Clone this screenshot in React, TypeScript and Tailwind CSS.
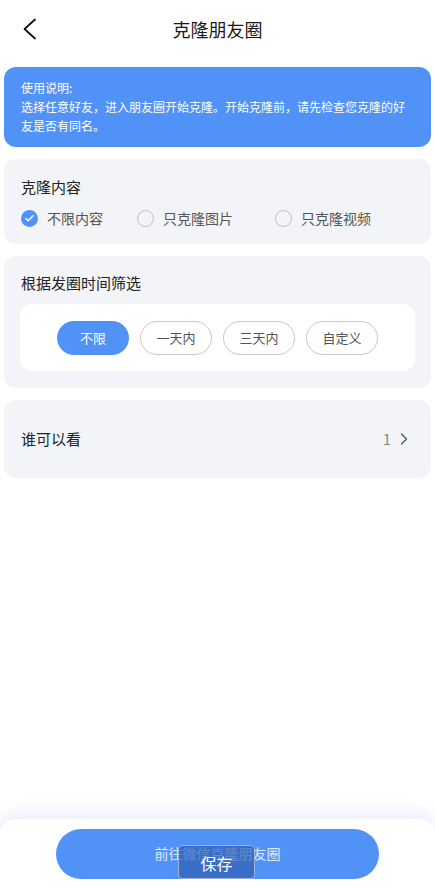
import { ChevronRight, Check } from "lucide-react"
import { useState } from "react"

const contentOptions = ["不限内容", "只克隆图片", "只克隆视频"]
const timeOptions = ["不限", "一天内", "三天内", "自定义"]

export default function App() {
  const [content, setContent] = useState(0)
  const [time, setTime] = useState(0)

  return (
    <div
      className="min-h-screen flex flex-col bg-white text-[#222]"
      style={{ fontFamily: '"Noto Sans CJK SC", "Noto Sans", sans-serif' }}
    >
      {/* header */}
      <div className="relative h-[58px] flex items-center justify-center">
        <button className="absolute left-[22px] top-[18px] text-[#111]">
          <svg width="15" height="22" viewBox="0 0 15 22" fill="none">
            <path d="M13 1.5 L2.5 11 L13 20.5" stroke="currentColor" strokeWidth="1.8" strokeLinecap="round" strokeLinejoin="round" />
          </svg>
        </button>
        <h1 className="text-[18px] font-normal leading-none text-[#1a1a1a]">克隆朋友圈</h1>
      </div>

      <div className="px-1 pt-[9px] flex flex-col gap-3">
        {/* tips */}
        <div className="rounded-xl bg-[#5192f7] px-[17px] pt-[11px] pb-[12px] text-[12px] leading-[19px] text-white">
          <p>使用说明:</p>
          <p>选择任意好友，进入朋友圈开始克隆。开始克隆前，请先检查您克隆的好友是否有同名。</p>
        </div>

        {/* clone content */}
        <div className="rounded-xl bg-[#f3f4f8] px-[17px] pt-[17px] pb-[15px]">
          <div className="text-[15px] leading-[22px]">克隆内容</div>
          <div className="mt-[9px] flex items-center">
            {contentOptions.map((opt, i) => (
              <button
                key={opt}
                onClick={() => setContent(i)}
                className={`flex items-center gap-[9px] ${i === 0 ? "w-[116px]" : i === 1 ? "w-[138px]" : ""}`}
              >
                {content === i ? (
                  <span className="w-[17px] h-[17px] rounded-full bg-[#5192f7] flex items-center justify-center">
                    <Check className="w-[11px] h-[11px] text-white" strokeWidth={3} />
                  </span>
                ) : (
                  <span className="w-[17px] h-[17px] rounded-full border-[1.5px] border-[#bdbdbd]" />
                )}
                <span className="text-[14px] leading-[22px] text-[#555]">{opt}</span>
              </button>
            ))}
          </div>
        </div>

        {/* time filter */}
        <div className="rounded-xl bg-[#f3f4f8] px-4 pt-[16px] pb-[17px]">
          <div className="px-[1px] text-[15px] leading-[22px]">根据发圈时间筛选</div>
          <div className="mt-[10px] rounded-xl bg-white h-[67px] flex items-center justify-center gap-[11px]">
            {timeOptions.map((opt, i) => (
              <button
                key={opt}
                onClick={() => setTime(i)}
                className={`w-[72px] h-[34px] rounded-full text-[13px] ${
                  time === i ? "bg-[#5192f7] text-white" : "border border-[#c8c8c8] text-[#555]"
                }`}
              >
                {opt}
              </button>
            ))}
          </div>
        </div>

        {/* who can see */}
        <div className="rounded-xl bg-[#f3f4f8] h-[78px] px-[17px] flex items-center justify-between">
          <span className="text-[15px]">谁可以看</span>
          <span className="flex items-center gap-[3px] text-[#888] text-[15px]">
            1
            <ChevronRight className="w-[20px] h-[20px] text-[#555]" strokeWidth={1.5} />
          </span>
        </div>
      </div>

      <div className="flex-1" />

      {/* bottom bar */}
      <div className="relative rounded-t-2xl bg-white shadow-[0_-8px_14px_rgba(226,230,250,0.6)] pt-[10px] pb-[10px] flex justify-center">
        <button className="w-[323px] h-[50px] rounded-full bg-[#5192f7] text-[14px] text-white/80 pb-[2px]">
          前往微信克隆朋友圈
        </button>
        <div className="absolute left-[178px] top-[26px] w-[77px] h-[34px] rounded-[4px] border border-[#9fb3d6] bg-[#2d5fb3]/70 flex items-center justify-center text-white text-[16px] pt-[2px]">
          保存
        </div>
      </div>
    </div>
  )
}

════════

Strip out the pictures and quote the remaining data word for word.

Clone this screenshot in React, TypeScript and Tailwind CSS.
import { ChevronRight, Check } from "lucide-react"
import { useState } from "react"

const contentOptions = ["不限内容", "只克隆图片", "只克隆视频"]
const timeOptions = ["不限", "一天内", "三天内", "自定义"]

export default function App() {
  const [content, setContent] = useState(0)
  const [time, setTime] = useState(0)

  return (
    <div
      className="min-h-screen flex flex-col bg-white text-[#222]"
      style={{ fontFamily: '"Noto Sans CJK SC", "Noto Sans", sans-serif' }}
    >
      {/* header */}
      <div className="relative h-[58px] flex items-center justify-center">
        <button className="absolute left-[22px] top-[18px] text-[#111]">
          <svg width="15" height="22" viewBox="0 0 15 22" fill="none">
            <path d="M13 1.5 L2.5 11 L13 20.5" stroke="currentColor" strokeWidth="1.8" strokeLinecap="round" strokeLinejoin="round" />
          </svg>
        </button>
        <h1 className="text-[18px] font-normal leading-none text-[#1a1a1a]">克隆朋友圈</h1>
      </div>

      <div className="px-1 pt-[9px] flex flex-col gap-3">
        {/* tips */}
        <div className="rounded-xl bg-[#5192f7] px-[17px] pt-[11px] pb-[12px] text-[12px] leading-[19px] text-white">
          <p>使用说明:</p>
          <p>选择任意好友，进入朋友圈开始克隆。开始克隆前，请先检查您克隆的好友是否有同名。</p>
        </div>

        {/* clone content */}
        <div className="rounded-xl bg-[#f3f4f8] px-[17px] pt-[17px] pb-[15px]">
          <div className="text-[15px] leading-[22px]">克隆内容</div>
          <div className="mt-[9px] flex items-center">
            {contentOptions.map((opt, i) => (
              <button
                key={opt}
                onClick={() => setContent(i)}
                className={`flex items-center gap-[9px] ${i === 0 ? "w-[116px]" : i === 1 ? "w-[138px]" : ""}`}
              >
                {content === i ? (
                  <span className="w-[17px] h-[17px] rounded-full bg-[#5192f7] flex items-center justify-center">
                    <Check className="w-[11px] h-[11px] text-white" strokeWidth={3} />
                  </span>
                ) : (
                  <span className="w-[17px] h-[17px] rounded-full border-[1.5px] border-[#bdbdbd]" />
                )}
                <span className="text-[14px] leading-[22px] text-[#555]">{opt}</span>
              </button>
            ))}
          </div>
        </div>

        {/* time filter */}
        <div className="rounded-xl bg-[#f3f4f8] px-4 pt-[16px] pb-[17px]">
          <div className="px-[1px] text-[15px] leading-[22px]">根据发圈时间筛选</div>
          <div className="mt-[10px] rounded-xl bg-white h-[67px] flex items-center justify-center gap-[11px]">
            {timeOptions.map((opt, i) => (
              <button
                key={opt}
                onClick={() => setTime(i)}
                className={`w-[72px] h-[34px] rounded-full text-[13px] ${
                  time === i ? "bg-[#5192f7] text-white" : "border border-[#c8c8c8] text-[#555]"
                }`}
              >
                {opt}
              </button>
            ))}
          </div>
        </div>

        {/* who can see */}
        <div className="rounded-xl bg-[#f3f4f8] h-[78px] px-[17px] flex items-center justify-between">
          <span className="text-[15px]">谁可以看</span>
          <span className="flex items-center gap-[3px] text-[#888] text-[15px]">
            1
            <ChevronRight className="w-[20px] h-[20px] text-[#555]" strokeWidth={1.5} />
          </span>
        </div>
      </div>

      <div className="flex-1" />

      {/* bottom bar */}
      <div className="relative rounded-t-2xl bg-white shadow-[0_-8px_14px_rgba(226,230,250,0.6)] pt-[10px] pb-[10px] flex justify-center">
        <button className="w-[323px] h-[50px] rounded-full bg-[#5192f7] text-[14px] text-white/80 pb-[2px]">
          前往微信克隆朋友圈
        </button>
        <div className="absolute left-[178px] top-[26px] w-[77px] h-[34px] rounded-[4px] border border-[#9fb3d6] bg-[#2d5fb3]/70 flex items-center justify-center text-white text-[16px] pt-[2px]">
          保存
        </div>
      </div>
    </div>
  )
}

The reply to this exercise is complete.